Brief >> Below are records; work out how many of their lines contain "screenshot" and give only that number.

═════ Excerpted data

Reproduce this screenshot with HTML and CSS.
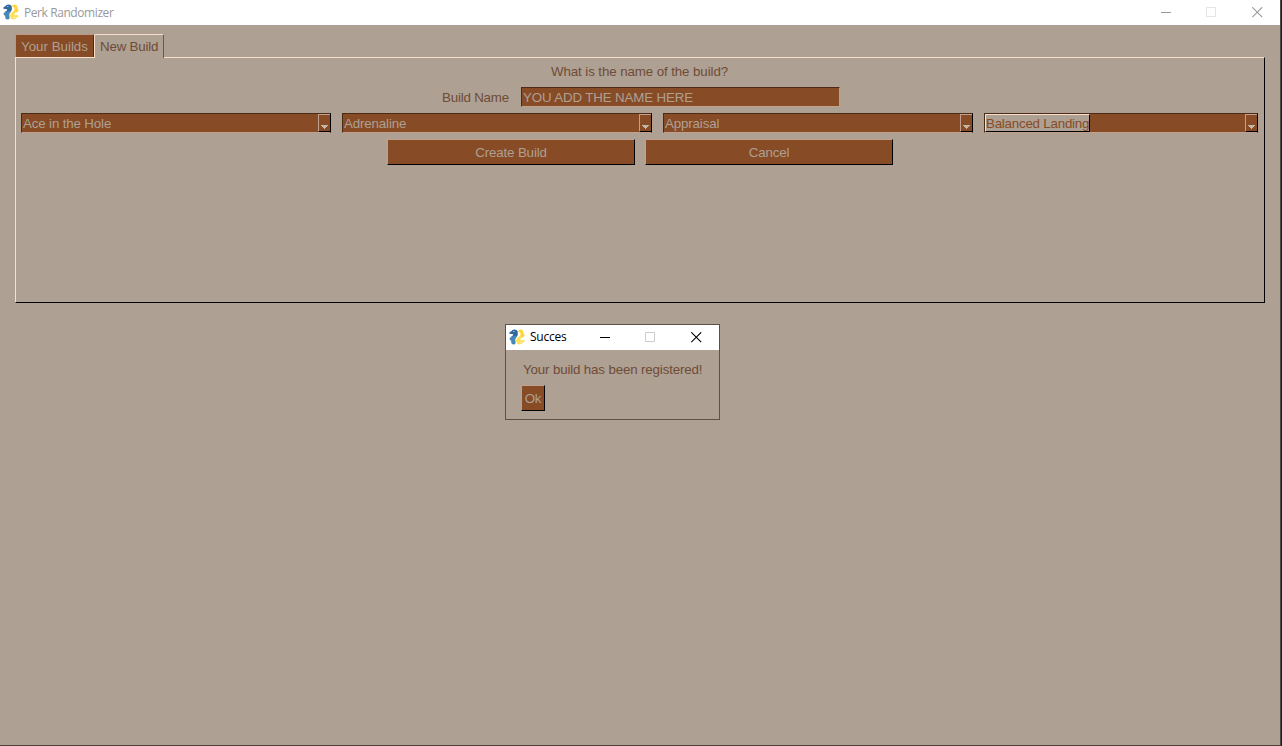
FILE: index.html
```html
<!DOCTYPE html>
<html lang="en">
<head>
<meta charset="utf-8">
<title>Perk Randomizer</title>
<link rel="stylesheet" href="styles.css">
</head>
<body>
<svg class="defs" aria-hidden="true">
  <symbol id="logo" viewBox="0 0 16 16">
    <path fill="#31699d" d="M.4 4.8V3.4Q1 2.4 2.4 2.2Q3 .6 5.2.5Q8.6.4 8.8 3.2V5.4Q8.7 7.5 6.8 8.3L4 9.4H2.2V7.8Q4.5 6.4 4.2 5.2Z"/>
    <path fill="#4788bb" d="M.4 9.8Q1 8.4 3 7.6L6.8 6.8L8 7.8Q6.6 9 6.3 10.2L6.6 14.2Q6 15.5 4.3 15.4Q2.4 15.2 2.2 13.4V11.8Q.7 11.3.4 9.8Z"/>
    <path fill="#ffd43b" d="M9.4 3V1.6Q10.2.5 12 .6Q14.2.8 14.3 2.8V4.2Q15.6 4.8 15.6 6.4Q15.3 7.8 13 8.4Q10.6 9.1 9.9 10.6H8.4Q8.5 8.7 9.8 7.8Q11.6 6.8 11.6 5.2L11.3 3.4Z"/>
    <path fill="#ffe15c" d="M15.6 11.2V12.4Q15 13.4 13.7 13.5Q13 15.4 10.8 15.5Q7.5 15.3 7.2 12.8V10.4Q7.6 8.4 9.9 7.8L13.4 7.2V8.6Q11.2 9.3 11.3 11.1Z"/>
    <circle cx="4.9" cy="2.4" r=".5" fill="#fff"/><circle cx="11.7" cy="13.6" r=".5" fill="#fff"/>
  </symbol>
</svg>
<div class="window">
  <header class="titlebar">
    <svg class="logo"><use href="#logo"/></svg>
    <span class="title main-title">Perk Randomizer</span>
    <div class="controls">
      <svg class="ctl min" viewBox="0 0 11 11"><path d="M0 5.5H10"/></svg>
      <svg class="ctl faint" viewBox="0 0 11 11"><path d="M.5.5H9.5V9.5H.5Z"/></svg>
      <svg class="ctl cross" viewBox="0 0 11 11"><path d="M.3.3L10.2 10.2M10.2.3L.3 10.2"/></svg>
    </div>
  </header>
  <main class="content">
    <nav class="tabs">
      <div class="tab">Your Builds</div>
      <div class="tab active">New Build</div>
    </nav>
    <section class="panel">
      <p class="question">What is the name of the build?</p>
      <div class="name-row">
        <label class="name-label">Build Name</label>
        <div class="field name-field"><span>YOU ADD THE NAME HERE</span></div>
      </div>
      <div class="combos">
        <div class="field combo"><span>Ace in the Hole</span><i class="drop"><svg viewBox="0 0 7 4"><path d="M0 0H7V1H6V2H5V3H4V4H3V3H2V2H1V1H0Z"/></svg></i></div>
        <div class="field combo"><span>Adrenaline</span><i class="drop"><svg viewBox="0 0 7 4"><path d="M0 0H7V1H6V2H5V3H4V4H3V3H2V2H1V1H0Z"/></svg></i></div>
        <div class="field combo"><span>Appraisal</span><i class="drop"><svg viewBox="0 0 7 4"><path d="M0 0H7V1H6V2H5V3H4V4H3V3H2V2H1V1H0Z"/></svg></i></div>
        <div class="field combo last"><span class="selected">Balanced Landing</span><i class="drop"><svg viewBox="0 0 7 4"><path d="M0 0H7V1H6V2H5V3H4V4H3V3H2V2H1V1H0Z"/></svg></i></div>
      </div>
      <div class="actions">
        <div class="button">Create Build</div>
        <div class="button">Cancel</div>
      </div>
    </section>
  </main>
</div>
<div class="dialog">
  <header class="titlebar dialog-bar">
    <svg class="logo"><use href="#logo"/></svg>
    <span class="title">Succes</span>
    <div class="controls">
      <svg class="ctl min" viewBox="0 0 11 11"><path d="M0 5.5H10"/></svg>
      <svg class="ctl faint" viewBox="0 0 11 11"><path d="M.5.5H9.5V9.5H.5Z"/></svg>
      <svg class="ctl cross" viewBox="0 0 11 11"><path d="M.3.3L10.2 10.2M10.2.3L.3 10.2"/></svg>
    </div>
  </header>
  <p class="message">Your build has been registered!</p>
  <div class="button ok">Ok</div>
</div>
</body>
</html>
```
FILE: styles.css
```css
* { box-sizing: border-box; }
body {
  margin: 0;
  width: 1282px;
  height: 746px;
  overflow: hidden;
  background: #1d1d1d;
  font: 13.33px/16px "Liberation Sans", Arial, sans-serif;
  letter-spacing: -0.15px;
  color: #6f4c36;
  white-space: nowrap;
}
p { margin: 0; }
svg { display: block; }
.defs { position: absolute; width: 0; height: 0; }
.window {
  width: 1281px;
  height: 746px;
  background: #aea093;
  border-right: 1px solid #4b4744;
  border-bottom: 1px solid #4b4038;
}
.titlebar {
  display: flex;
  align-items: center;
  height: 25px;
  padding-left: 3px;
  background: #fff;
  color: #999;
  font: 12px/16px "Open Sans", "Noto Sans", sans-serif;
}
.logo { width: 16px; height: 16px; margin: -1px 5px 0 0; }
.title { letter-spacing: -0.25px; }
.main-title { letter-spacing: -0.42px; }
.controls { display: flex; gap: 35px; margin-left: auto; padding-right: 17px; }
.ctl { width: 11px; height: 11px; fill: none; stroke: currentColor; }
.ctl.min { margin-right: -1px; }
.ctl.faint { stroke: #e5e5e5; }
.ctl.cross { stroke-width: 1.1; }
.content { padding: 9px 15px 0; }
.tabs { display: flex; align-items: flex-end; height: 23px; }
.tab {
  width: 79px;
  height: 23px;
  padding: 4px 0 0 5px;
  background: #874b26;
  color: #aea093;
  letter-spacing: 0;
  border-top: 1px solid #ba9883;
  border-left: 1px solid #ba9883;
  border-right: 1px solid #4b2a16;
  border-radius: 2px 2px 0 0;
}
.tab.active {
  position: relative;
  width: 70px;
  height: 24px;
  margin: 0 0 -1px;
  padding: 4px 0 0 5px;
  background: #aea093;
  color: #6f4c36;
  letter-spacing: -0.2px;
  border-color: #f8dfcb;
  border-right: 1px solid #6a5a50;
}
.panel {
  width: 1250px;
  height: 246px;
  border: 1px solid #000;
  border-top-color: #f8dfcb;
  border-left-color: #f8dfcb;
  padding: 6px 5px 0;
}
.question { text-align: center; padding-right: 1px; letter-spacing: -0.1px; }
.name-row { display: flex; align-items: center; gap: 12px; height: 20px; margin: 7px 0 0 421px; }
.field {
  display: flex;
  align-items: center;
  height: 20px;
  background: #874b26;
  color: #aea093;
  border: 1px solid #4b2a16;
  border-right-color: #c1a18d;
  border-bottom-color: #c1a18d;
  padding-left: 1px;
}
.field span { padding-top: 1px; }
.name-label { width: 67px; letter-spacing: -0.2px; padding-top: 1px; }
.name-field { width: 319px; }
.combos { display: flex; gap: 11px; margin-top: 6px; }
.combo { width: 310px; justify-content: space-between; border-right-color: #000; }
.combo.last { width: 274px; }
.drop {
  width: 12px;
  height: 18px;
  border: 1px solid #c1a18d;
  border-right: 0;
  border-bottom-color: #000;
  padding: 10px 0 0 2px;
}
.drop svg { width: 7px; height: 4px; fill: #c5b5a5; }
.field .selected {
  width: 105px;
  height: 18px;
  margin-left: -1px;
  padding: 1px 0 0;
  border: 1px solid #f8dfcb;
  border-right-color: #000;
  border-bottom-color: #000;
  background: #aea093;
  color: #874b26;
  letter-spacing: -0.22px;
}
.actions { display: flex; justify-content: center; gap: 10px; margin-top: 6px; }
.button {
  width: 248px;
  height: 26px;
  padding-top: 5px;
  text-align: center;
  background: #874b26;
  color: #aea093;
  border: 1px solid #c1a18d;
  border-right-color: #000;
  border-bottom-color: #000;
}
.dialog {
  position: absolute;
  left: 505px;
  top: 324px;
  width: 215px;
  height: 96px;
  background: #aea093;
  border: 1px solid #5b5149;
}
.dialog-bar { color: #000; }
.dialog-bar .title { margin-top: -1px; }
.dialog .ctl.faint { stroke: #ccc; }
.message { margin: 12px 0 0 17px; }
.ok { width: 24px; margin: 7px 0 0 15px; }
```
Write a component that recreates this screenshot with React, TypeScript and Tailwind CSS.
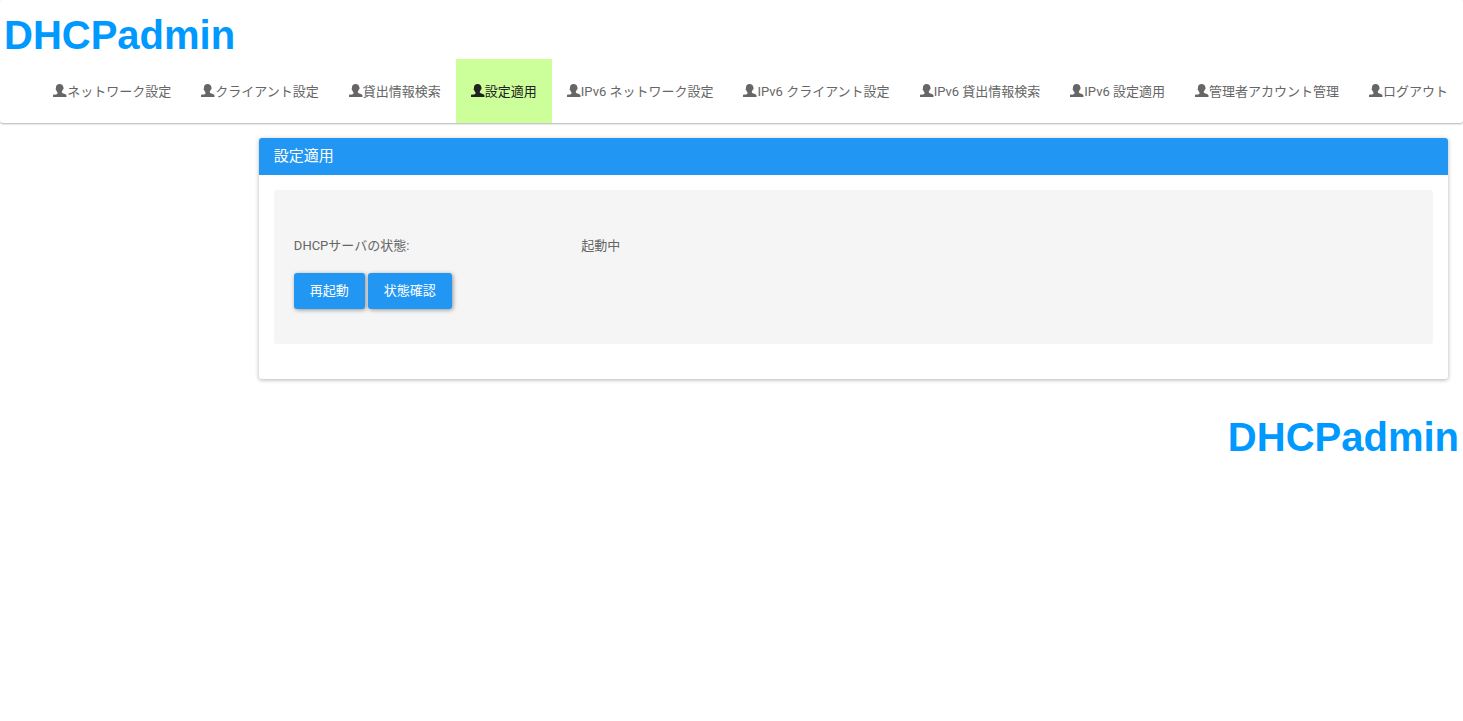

══════════

Correct response >> 2